5. Sunny asks: "Also I know schoolteachers in Amish schools are young women
(often under 20?). How do they know what to teach, without outside influences? What books do they use for history and Science? Or don't they teach those subjects?"

The Amish do have publishing companies that can supply their schools with books. A great selection of these resources can be seen in many Amish stores (or Amish Wal-Marts, as my Amish cousins call them!) Since they don't educate past the 8th grade, any girl who is intelligent and has left school in the 8th grade may teach. Many do until they marry.

One of the worst things about Amish education is that often the ex-Amish are inadequately prepared for the English world. Their studies are fairly simple: reading, writing, and arithmetic taught as basics only. I don't think they do much history or science, and when they do, it is elementary. In some communities, Amish are schooled with English children in public schools. I know of many Amish kids who attended elementary school with my husband. It depends on whether there is an Amish school available and whether the local bishop allows this kind of schooling.

The biggest problem that many of the ex-Amish face is knowing English as a second language. They only learn it when they begin school, and it is rarely spoken in the home. To study and gain their GEDs takes time and much patience. Some will give up and not receive their GED at all. It can be very difficult for them.
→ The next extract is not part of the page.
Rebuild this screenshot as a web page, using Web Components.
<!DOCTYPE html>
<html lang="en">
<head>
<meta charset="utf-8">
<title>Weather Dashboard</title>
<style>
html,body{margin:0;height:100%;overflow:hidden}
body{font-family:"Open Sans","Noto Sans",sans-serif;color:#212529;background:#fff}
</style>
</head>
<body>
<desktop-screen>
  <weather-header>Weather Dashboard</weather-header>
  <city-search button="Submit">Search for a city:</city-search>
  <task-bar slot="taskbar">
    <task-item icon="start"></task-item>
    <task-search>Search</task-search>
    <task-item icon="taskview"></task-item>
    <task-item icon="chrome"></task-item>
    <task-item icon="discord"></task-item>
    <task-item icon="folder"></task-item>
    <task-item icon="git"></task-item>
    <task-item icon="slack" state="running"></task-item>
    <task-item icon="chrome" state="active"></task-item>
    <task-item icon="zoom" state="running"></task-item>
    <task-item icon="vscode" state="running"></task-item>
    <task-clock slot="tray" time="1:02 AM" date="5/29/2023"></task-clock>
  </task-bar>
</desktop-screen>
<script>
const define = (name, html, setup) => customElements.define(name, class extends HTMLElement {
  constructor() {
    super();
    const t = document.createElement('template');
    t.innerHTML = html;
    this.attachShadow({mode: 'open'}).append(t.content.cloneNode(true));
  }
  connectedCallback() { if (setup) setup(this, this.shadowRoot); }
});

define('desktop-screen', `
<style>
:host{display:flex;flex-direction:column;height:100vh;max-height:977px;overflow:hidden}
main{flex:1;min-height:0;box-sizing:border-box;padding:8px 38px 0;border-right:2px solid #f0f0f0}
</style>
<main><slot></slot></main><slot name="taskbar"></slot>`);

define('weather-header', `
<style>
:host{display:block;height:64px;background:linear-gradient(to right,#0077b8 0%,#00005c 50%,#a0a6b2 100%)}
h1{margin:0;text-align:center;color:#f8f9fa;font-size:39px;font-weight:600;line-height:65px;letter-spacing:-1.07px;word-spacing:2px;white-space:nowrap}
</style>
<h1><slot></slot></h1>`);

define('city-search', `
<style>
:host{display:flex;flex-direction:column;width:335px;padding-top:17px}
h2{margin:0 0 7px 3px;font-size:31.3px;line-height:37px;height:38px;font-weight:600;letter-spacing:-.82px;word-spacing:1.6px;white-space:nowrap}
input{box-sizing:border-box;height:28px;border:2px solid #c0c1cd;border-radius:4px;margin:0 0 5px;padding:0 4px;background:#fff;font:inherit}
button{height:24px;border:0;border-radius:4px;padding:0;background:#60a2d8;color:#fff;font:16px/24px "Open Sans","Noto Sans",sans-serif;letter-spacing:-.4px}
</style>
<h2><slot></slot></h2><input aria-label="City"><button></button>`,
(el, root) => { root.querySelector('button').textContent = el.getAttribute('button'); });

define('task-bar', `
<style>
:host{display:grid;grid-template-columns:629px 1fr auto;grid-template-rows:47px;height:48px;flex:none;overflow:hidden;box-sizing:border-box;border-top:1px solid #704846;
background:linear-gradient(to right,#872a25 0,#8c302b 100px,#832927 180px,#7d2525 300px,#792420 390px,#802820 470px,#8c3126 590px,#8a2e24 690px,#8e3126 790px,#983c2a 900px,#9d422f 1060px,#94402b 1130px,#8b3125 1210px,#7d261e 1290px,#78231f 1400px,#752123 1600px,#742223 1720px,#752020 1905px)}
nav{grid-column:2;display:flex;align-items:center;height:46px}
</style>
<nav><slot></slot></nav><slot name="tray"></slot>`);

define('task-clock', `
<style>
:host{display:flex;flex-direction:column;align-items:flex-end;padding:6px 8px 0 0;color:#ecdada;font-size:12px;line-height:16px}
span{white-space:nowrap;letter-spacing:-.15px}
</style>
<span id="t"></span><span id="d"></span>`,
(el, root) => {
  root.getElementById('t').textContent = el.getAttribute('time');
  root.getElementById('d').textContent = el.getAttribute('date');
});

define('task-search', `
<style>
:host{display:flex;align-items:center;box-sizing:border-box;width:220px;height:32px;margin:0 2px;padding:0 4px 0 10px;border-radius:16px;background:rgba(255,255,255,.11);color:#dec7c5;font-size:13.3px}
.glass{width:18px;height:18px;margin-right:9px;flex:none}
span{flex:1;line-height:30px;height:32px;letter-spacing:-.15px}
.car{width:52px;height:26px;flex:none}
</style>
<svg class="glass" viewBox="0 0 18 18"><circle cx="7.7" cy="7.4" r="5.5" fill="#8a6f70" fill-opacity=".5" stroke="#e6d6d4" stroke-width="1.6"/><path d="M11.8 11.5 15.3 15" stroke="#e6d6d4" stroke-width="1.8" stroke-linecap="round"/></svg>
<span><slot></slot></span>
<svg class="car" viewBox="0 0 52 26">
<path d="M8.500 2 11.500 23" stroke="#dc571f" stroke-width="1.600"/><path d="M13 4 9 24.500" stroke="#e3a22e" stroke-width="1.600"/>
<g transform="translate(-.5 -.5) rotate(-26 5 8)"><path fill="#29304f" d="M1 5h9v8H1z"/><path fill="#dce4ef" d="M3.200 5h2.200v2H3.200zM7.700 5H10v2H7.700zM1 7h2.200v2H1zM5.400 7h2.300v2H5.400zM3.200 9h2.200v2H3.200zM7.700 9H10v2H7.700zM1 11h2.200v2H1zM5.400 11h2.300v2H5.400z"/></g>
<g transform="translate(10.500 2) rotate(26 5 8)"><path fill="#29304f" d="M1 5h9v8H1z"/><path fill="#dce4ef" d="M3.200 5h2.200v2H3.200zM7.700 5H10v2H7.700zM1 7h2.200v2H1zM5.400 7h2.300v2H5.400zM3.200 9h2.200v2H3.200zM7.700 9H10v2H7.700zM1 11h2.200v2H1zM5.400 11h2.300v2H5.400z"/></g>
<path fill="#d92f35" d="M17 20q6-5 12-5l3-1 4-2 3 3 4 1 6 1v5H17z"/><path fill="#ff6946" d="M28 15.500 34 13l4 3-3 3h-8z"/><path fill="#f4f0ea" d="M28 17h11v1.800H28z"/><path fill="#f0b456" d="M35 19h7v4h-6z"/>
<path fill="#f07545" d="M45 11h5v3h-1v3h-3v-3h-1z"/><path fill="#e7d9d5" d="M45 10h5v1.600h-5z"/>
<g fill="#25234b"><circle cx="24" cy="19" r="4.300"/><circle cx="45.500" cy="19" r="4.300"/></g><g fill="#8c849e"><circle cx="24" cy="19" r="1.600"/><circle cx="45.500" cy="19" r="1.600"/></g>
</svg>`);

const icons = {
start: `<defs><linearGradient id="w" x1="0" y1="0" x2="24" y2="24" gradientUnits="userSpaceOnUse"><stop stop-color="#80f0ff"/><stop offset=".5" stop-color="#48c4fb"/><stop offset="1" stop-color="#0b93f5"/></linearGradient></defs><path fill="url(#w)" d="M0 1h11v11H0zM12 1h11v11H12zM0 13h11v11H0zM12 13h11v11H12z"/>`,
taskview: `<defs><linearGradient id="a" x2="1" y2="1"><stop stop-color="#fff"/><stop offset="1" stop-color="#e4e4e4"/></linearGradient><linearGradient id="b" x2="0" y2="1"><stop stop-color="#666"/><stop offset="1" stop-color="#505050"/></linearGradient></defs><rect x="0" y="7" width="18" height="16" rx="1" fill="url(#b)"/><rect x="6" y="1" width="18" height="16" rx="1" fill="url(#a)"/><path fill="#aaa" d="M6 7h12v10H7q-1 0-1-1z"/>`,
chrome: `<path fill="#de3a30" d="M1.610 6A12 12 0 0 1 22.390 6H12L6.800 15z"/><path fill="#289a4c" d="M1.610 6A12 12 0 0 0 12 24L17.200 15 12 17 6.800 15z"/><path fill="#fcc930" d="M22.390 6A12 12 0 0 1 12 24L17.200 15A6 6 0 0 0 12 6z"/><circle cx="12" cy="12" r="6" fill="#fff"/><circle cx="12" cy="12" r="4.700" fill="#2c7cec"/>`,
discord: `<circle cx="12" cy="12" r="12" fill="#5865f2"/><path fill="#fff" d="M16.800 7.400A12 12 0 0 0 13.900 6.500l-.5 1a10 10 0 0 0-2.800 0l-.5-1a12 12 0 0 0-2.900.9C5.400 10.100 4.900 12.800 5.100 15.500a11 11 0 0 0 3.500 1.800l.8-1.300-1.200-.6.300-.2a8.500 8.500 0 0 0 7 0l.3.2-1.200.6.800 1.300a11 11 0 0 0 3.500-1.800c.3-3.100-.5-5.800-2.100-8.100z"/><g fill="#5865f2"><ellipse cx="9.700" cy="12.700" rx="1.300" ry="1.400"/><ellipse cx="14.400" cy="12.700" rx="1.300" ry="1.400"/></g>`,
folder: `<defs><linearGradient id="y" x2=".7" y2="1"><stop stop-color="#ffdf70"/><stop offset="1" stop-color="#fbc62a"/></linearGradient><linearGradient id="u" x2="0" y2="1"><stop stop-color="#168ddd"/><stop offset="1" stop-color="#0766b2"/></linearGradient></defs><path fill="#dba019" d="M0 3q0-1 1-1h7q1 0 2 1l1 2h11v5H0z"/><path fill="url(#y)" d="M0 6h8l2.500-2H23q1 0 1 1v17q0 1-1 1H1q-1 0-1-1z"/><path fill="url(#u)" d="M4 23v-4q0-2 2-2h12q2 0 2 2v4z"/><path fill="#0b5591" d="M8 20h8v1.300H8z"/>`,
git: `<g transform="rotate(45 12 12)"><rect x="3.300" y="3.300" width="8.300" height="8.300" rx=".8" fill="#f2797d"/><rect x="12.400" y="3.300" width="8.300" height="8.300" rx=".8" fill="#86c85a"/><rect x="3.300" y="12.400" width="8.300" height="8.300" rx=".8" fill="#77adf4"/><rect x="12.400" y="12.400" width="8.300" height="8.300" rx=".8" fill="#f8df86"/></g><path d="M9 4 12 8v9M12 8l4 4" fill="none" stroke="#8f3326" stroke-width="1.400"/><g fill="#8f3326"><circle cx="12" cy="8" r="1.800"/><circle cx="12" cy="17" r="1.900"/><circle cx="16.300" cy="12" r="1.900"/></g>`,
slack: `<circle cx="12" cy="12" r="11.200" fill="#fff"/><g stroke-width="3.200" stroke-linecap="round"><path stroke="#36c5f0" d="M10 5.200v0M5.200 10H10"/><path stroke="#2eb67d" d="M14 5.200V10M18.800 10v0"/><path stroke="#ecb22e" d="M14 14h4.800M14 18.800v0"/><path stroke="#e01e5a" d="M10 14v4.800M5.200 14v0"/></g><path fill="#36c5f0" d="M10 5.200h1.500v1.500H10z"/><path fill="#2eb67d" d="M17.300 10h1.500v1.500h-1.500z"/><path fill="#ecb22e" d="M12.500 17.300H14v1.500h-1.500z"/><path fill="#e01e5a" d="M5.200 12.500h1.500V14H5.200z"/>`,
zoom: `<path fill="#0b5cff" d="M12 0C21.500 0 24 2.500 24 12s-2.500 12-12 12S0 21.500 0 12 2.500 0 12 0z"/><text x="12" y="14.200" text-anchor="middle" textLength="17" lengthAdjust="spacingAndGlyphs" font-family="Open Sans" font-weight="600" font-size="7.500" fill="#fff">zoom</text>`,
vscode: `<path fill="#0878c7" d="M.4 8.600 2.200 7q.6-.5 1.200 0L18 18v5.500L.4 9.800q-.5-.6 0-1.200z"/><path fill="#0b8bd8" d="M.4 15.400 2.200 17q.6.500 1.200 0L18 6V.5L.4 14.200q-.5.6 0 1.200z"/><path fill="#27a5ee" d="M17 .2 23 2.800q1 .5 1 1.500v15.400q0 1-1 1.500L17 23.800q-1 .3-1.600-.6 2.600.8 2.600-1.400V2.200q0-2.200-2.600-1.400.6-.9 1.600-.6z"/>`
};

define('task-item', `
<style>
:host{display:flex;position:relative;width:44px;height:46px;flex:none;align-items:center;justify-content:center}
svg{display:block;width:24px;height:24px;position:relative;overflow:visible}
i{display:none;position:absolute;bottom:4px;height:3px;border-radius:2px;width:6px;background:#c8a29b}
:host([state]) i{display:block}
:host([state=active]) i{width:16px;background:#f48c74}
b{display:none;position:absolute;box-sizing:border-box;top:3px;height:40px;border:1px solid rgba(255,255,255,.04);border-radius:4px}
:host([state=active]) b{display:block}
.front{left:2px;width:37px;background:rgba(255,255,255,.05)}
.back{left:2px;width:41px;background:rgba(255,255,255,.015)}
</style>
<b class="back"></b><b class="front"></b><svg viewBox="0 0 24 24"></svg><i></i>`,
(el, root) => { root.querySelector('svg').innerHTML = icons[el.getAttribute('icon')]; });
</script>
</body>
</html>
Thanks for these great questions! I hope I've answered your questions, but if you have more, please feel free to leave a comment.


Seema said...

Dee, thanks for sharing all this info. It's fascinating to read about a different culture.

Yvonne Blake said...

Thanks, Dee! This has been very interesting. I can't wait to read your book.

Joanne Sher said...

Fascinating, Dee. Thanks for addressing my questions! It really is like a different world.